问题
I would like to emit a single pane when the watermark reaches x minutes past the end of the window. This let's me ensure I handle some late data, but still only emit one pane. I am currently working in java.
At the moment I can't find proper solutions to this problem. I could emit a single pane when the watermark reaches the end of the window, but then any late data is dropped. I could emit the pane at the end of the window and then again when I receive late data, however in this case I am not emitting a single pane.
I currently have code similar to this:
.triggering(
// This is going to emit the pane, but I don't want emit the pane yet!
AfterWatermark.pastEndOfWindow()
// This is going to emit panes each time I receive late data, however
// I would like to only emit one pane at the end of the allowedLateness
).withAllowedLateness(allowedLateness).accumulatingFiredPanes())
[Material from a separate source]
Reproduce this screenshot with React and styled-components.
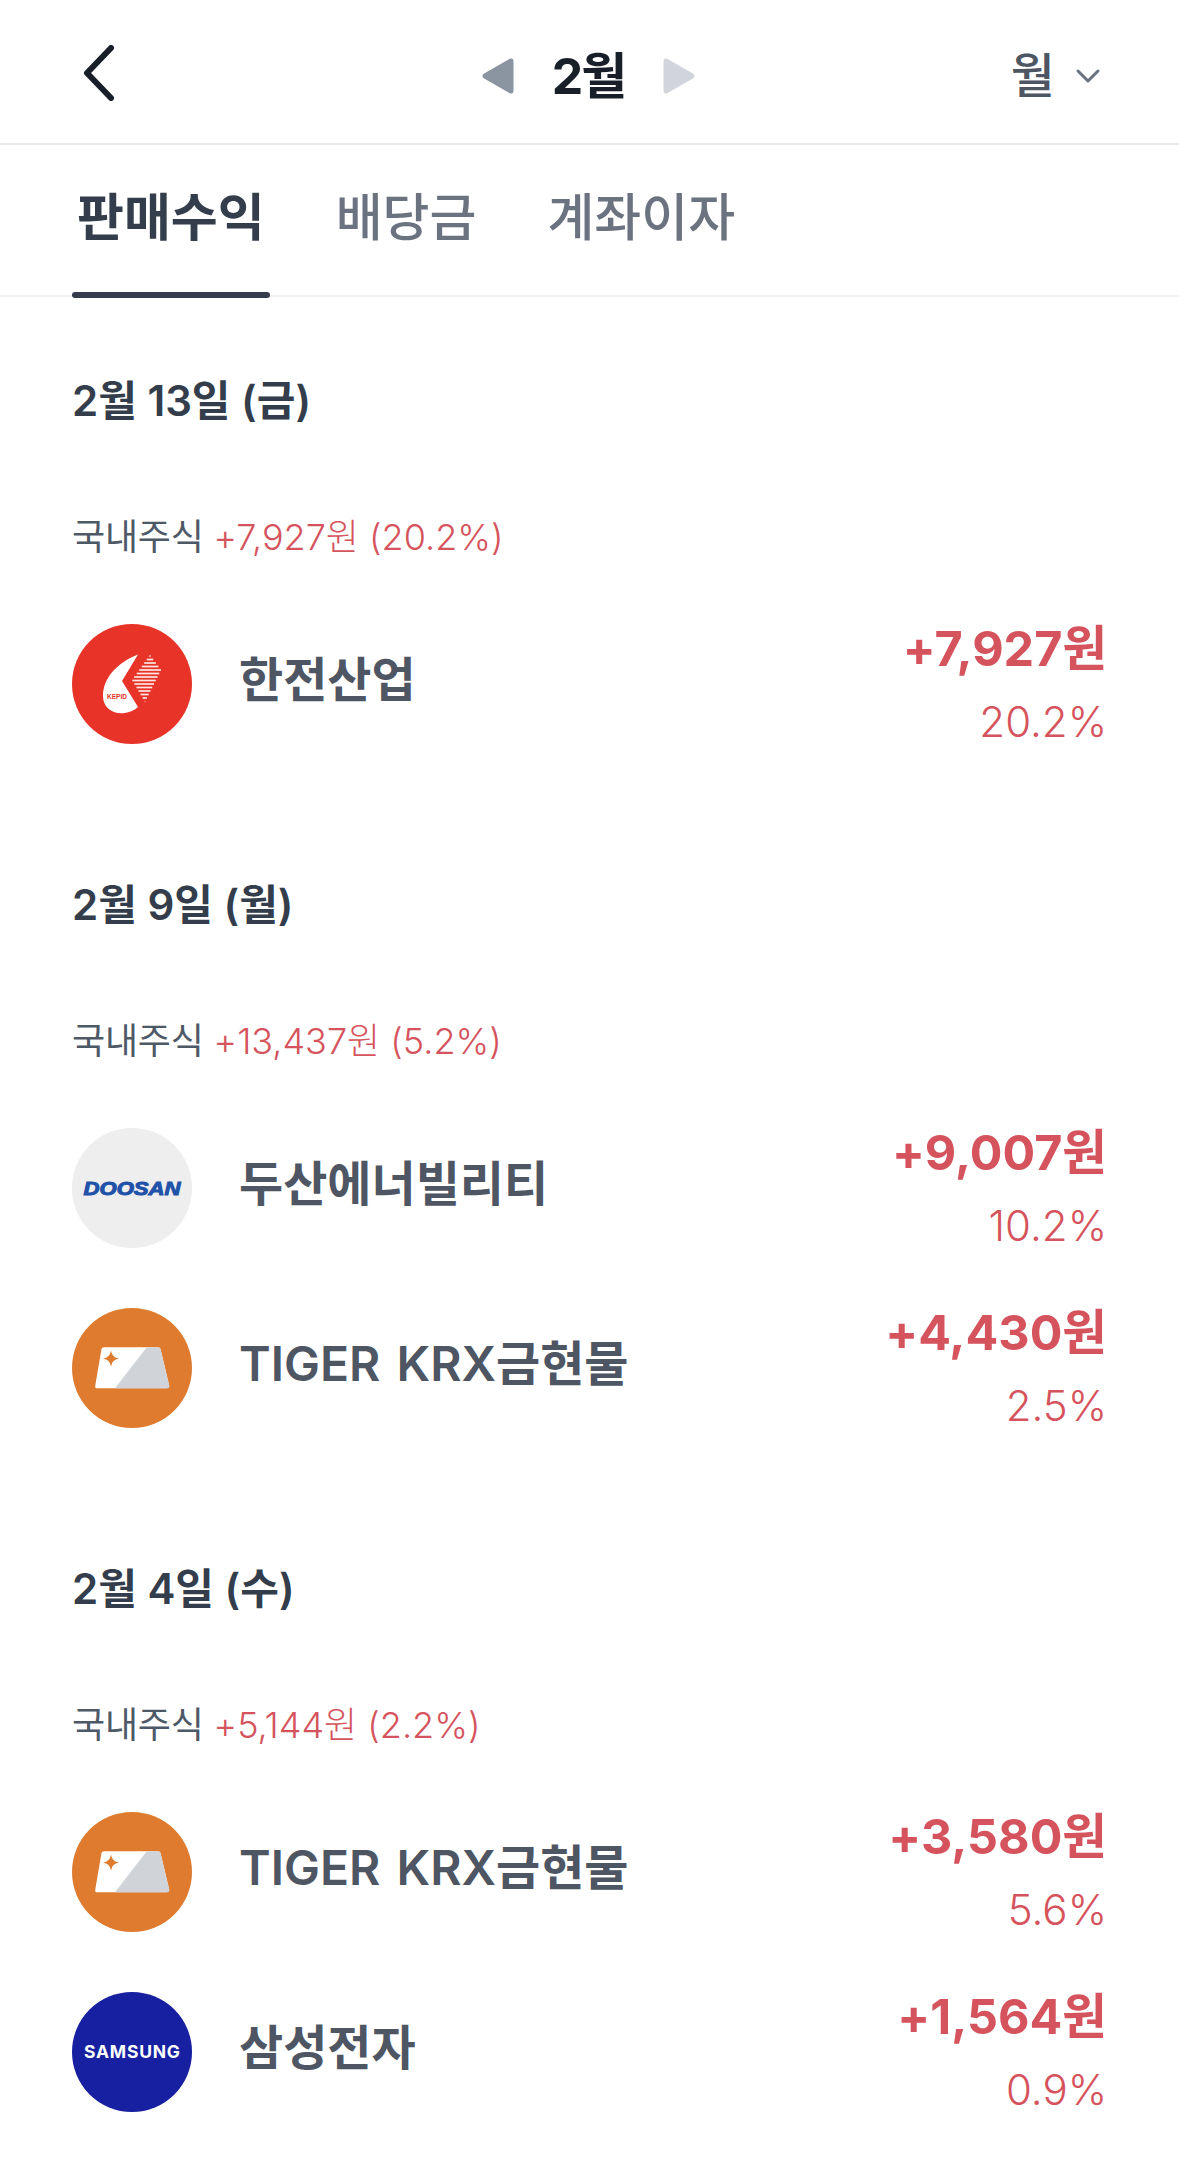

In case there is still confusion, I would like to only emit a single pane when the watermark passes the allowedLateness
.
回答1:
What I would do is, first, to set Window.ClosingBehavior to FIRE_ALWAYS
. This way, when the window is permanently closed it will send a final pane (even if there are no late records since the last pane) with PaneInfo.isLast set to true
.
Then, I would proceed with the second option:
I could emit the pane at the end of the window and then again when I receive late data, however in this case I am not emitting a single pane.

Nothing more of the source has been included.